Après un premier one-man-show très réussi, Molière de l'humour 2017, Vincent Dedienne, que l'on a vu entre-temps au théâtre et au cinéma sans oublier ses chroniques très mordantes à la radio et la télé qu'il a arrêtées aujourd'hui, revient avec un second spectacle, qu'il présente ainsi : «Après avoir fait le tour de mon nombril, j’ai décidé de tourner un peu autour des vôtres... Si ça chatouille, tant mieux». Vincent Dedienne ne se contente pas de tourner autour, il y enfonce une plume acérée et vénéneuse, assis ou virevoltant autour d'un piano qui sert à tout sauf à la musique. Il nous présente une imparable galerie de portraits qui font mouche, y compris, preuve du talent de l'humoriste, quand il s’agit d’archétypes, tel celui du chorégraphe qui tyrannise ses élèves. Parmi ces personnages, il y a celui qui savoure les enterrements de célébrités, celle qui voue sa belle-mère aux gémonies, une riche bourgeoise qui écrase sa femme de ménage de tout son mépris social, une voyagiste fascinée par Xavier Dupont de Ligonnès, un comédien plus préoccupé par ses placements de produits que par son film, un CRS facho « redresseur » de chansons françaises, un présentateur de flash d'infos cocaïné qui tyrannise ses collègues, ou un chanteur fou amoureux de lui-même qui se contorsionne perché sur le piano.
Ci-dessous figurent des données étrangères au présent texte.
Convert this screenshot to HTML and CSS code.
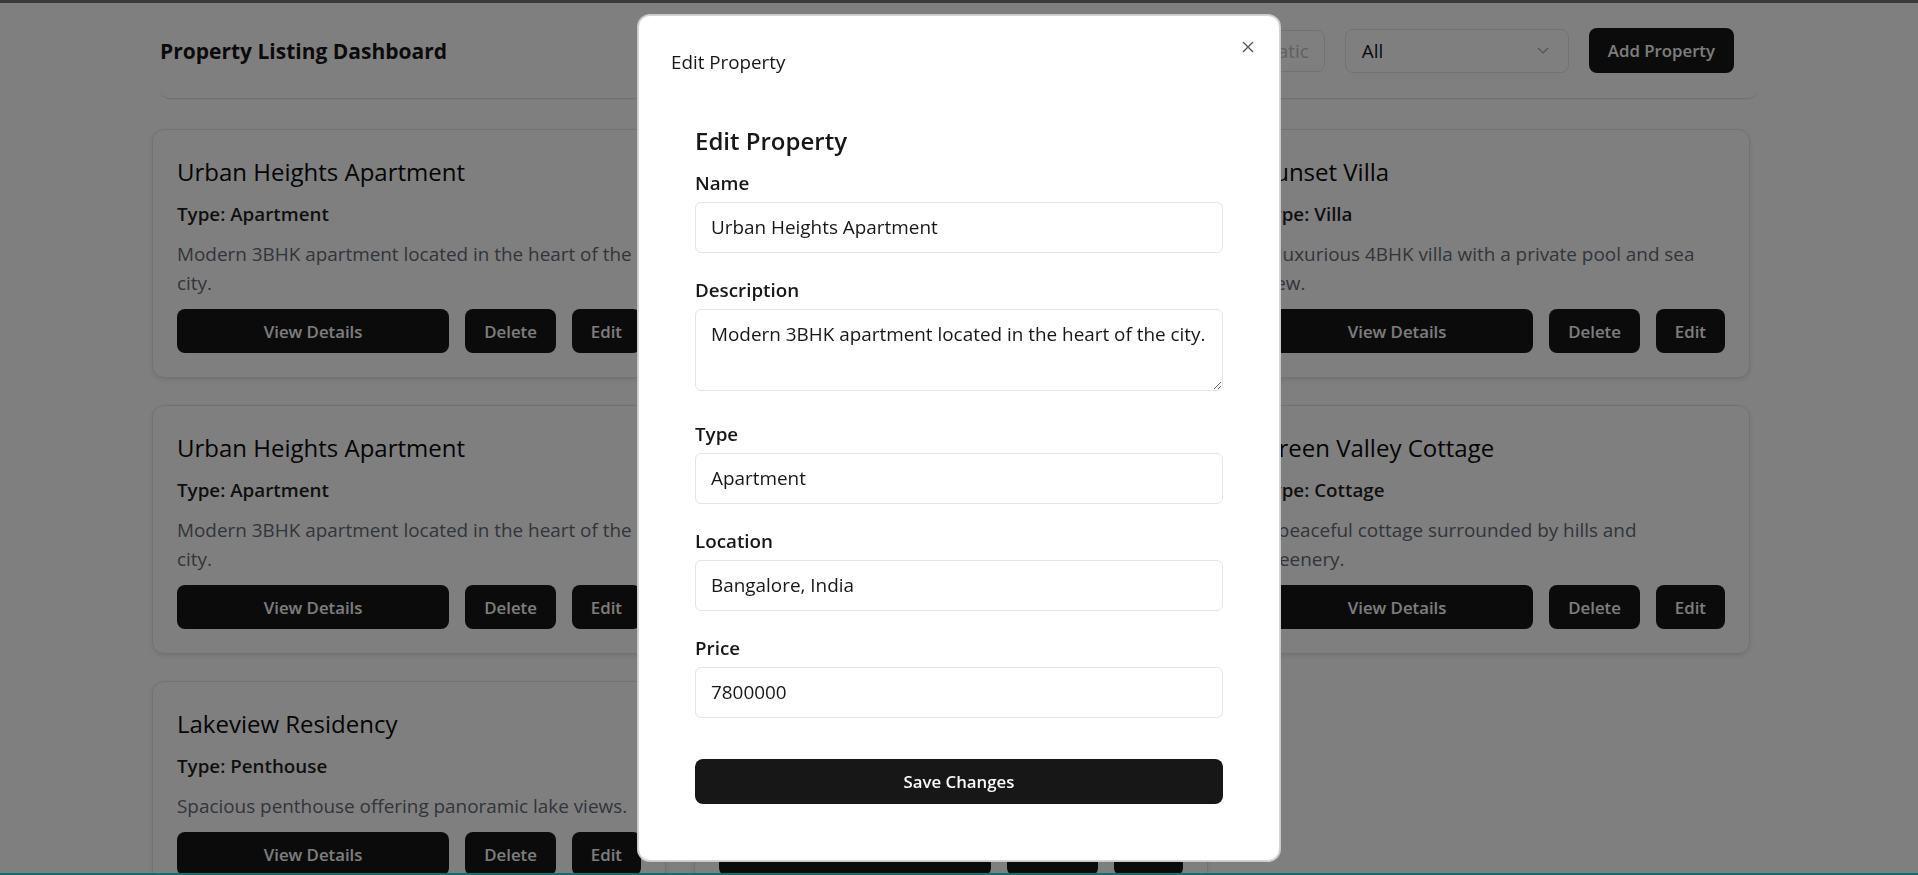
FILE: index.html
```html
<!DOCTYPE html>
<html lang="en">
<head>
<meta charset="utf-8">
<title>Property Listing Dashboard</title>
<link rel="stylesheet" href="styles.css">
</head>
<body>
<div class="page">
  <header class="header">
    <h1 class="header-title">Property Listing Dashboard</h1>
    <div class="controls">
      <input class="search" type="text" placeholder="Sort: Automatic">
      <div class="select">
        <span>All</span>
        <svg class="chevron" width="12" height="7" viewBox="0 0 12 7"><polyline points="1,1 6,6 11,1" fill="none" stroke="#a3a3a3" stroke-width="1.2"/></svg>
      </div>
      <button class="btn btn-add">Add Property</button>
    </div>
  </header>

  <main class="grid">
    <article class="card">
      <h2 class="card-title">Urban Heights Apartment</h2>
      <p class="card-type">Type: Apartment</p>
      <p class="card-desc">Modern 3BHK apartment located in the heart of the city.</p>
      <div class="card-actions"><button class="btn btn-view">View Details</button><button class="btn">Delete</button><button class="btn">Edit</button></div>
    </article>
    <article class="card">
      <h2 class="card-title">Skyline Towers</h2>
      <p class="card-type">Type: Apartment</p>
      <p class="card-desc">Premium 2BHK apartment with a stunning skyline view and modern amenities.</p>
      <div class="card-actions"><button class="btn btn-view">View Details</button><button class="btn">Delete</button><button class="btn">Edit</button></div>
    </article>
    <article class="card">
      <h2 class="card-title">Sunset Villa</h2>
      <p class="card-type">Type: Villa</p>
      <p class="card-desc">A luxurious 4BHK villa with a private pool and sea view.</p>
      <div class="card-actions"><button class="btn btn-view">View Details</button><button class="btn">Delete</button><button class="btn">Edit</button></div>
    </article>
    <article class="card">
      <h2 class="card-title">Urban Heights Apartment</h2>
      <p class="card-type">Type: Apartment</p>
      <p class="card-desc">Modern 3BHK apartment located in the heart of the city.</p>
      <div class="card-actions"><button class="btn btn-view">View Details</button><button class="btn">Delete</button><button class="btn">Edit</button></div>
    </article>
    <article class="card">
      <h2 class="card-title">Palm Grove House</h2>
      <p class="card-type">Type: House</p>
      <p class="card-desc">Independent 3BHK house with a lush garden in a quiet neighbourhood.</p>
      <div class="card-actions"><button class="btn btn-view">View Details</button><button class="btn">Delete</button><button class="btn">Edit</button></div>
    </article>
    <article class="card">
      <h2 class="card-title">Green Valley Cottage</h2>
      <p class="card-type">Type: Cottage</p>
      <p class="card-desc">A peaceful cottage surrounded by hills and<br>greenery.</p>
      <div class="card-actions"><button class="btn btn-view">View Details</button><button class="btn">Delete</button><button class="btn">Edit</button></div>
    </article>
    <article class="card">
      <h2 class="card-title">Lakeview Residency</h2>
      <p class="card-type">Type: Penthouse</p>
      <p class="card-desc">Spacious penthouse offering panoramic lake views.</p>
      <div class="card-actions"><button class="btn btn-view">View Details</button><button class="btn">Delete</button><button class="btn">Edit</button></div>
    </article>
    <article class="card">
      <h2 class="card-title">Metro Studio Loft</h2>
      <p class="card-type">Type: Studio</p>
      <p class="card-desc">Compact studio close to the metro station.</p>
      <div class="card-actions"><button class="btn btn-view">View Details</button><button class="btn">Delete</button><button class="btn">Edit</button></div>
    </article>
  </main>
</div>

<div class="overlay">
  <div class="modal" role="dialog">
    <div class="modal-header">
      <span class="modal-title">Edit Property</span>
    </div>
    <button class="modal-close" aria-label="Close">
      <svg width="12" height="12" viewBox="0 0 12 12"><path d="M1 1 L11 11 M11 1 L1 11" stroke="#525252" stroke-width="1.3" fill="none"/></svg>
    </button>
    <form class="modal-body">
      <h2 class="form-title">Edit Property</h2>
      <label class="field">
        <span class="label">Name</span>
        <input class="input" type="text" value="Urban Heights Apartment">
      </label>
      <label class="field">
        <span class="label">Description</span>
        <textarea class="input textarea">Modern 3BHK apartment located in the heart of the city.</textarea>
      </label>
      <label class="field">
        <span class="label">Type</span>
        <input class="input" type="text" value="Apartment">
      </label>
      <label class="field">
        <span class="label">Location</span>
        <input class="input" type="text" value="Bangalore, India">
      </label>
      <label class="field">
        <span class="label">Price</span>
        <input class="input" type="text" value="7800000">
      </label>
      <button type="button" class="btn btn-save">Save Changes</button>
    </form>
  </div>
</div>

<div class="top-strip"></div>
<div class="bottom-strip"></div>
</body>
</html>
```

FILE: styles.css
```css
* { box-sizing: border-box; }

html, body {
  margin: 0;
  height: 100%;
  overflow: hidden;
  background: #ffffff;
  font-family: "Open Sans", "Noto Sans", sans-serif;
  color: #171717;
}

.page {
  width: 1598px;
  margin: 0 auto;
  padding-top: 4px;
}

/* Header */
.header {
  display: flex;
  align-items: center;
  justify-content: space-between;
  padding: 24px 24px 25px 0;
  background: #fff;
  border-radius: 10px;
  box-shadow: 0 2px 2px -1px rgba(0,0,0,0.14);
}
.header-title {
  margin: 0;
  font-size: 21px;
  font-weight: 700;
  line-height: 30px;
  color: #171717;
}
.controls {
  display: flex;
  align-items: center;
  gap: 20px;
}
.search {
  width: 220px;
  height: 42px;
  border: 1px solid #e5e5e5;
  border-radius: 8px;
  padding: 0 15px;
  font: inherit;
  font-size: 18.9px;
  text-align: right;
}
.search::placeholder { color: #c2c2c2; }
.select {
  width: 224px;
  height: 44px;
  border: 1px solid #e5e5e5;
  border-radius: 8px;
  padding: 0 19px 0 16px;
  display: flex;
  align-items: center;
  justify-content: space-between;
  font-size: 18.9px;
  color: #171717;
}

/* Buttons */
.btn {
  height: 44px;
  padding: 0 19px;
  border: 0;
  border-radius: 8px;
  background: #171717;
  color: #fafafa;
  font-family: inherit;
  font-size: 16.8px;
  font-weight: 600;
  cursor: pointer;
}
.btn-add { height: 45px; }

/* Cards */
.grid {
  width: 1598px;
  margin: 31px 0 0 -8px;
  display: grid;
  grid-template-columns: repeat(3, 1fr);
  column-gap: 28px;
  row-gap: 27px;
}
.card {
  background: #fff;
  border: 1px solid #e5e5e5;
  border-radius: 12px;
  padding: 24px;
  box-shadow: 0 2px 5px rgba(0,0,0,0.10);
  display: flex;
  flex-direction: column;
}
.card-title {
  margin: 2px 0 13px;
  font-size: 24px;
  line-height: 32px;
  font-weight: 500;
  color: #0a0a0a;
}
.card-type {
  margin: 0 0 12px;
  font-size: 18.8px;
  line-height: 27px;
  font-weight: 600;
  color: #1f1f1f;
}
.card-desc {
  margin: 0 0 11px;
  font-size: 18.9px;
  line-height: 29px;
  color: #656b76;
}
.card-actions {
  display: flex;
  gap: 16px;
}
.btn-view { flex: 1; }

/* Overlay + modal */
.overlay {
  position: fixed;
  inset: 0;
  background: rgba(0,0,0,0.5);
  display: flex;
  align-items: center;
  justify-content: center;
}
.modal {
  position: relative;
  width: 642px;
  background: #fff;
  border: 1px solid #d4d4d4;
  box-shadow: 0 0 0 1px #c9c9c9;
  border-radius: 12px;
  padding: 32px;
}
.modal-header {
  margin-bottom: 24px;
}
.modal-title {
  display: block;
  font-size: 18.8px;
  line-height: 29px;
  color: #171717;
}
.modal-close {
  position: absolute;
  top: 24px;
  right: 24px;
  width: 14px;
  height: 14px;
  padding: 0;
  border: 0;
  background: none;
  display: flex;
  align-items: center;
  justify-content: center;
}
.modal-body {
  padding: 24px;
  margin: 0;
}
.form-title {
  margin: 0 0 13px;
  font-size: 24px;
  line-height: 32px;
  font-weight: 600;
  color: #171717;
}
.field {
  display: block;
  margin-bottom: 24px;
}
.label {
  display: block;
  font-size: 18.8px;
  line-height: 27px;
  font-weight: 600;
  margin-bottom: 5px;
  color: #171717;
}
.input {
  display: block;
  width: 100%;
  height: 51px;
  border: 1px solid #e5e5e5;
  border-radius: 6px;
  padding: 0 15px;
  font-family: inherit;
  font-size: 18.9px;
  color: #171717;
  background: #fff;
}
.textarea {
  height: 82px;
  padding: 11px 15px;
  line-height: 27px;
  resize: vertical;
  margin-bottom: 30px;
}
.field:has(.textarea) { margin-bottom: 0; }
.btn-save {
  display: block;
  width: 100%;
  height: 45px;
  margin-top: 41px;
}

.top-strip {
  position: fixed;
  top: 0; left: 0; right: 0;
  height: 3px;
  background: #3b3b3b;
}
.bottom-strip {
  position: fixed;
  bottom: 0; left: 0; right: 0;
  height: 2px;
  background: #127070;
}
```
Telle une bande de pieds-nickelés, tous ont la fâcheuse manie de se prendre les pieds dans le tapis, poussés par un Vincent Dedienne qui se plait à les tourner gentiment en ridicule au fil de ce qui prend progressivement l’allure d’un jeu de massacre. Son écriture incisive et virtuose coule comme un jaillissement ininterrompu. Les formules font mouche, les mots sont cruels, les tableaux sont désopilants d'absurde, et parfois glaçants. Les obsédés du politiquement correct en seront pour leurs frais. Si l'on rit quasiment de bout en bout, la nostalgie n'est jamais très loin chez Vincent Dedienne, dont l'humour à la fois tendre, poétique et loufoque, qui n’est pas fait de punchlines mais de situations, de réflexions et de dérision sur notre époque, est une fois encore, autant dans l'écriture que dans l'interprétation, de haute volée.

Le spectacle est à voir au Théâtre des Bouffes du Nord jusqu'au 29 janvier, puis en tournée.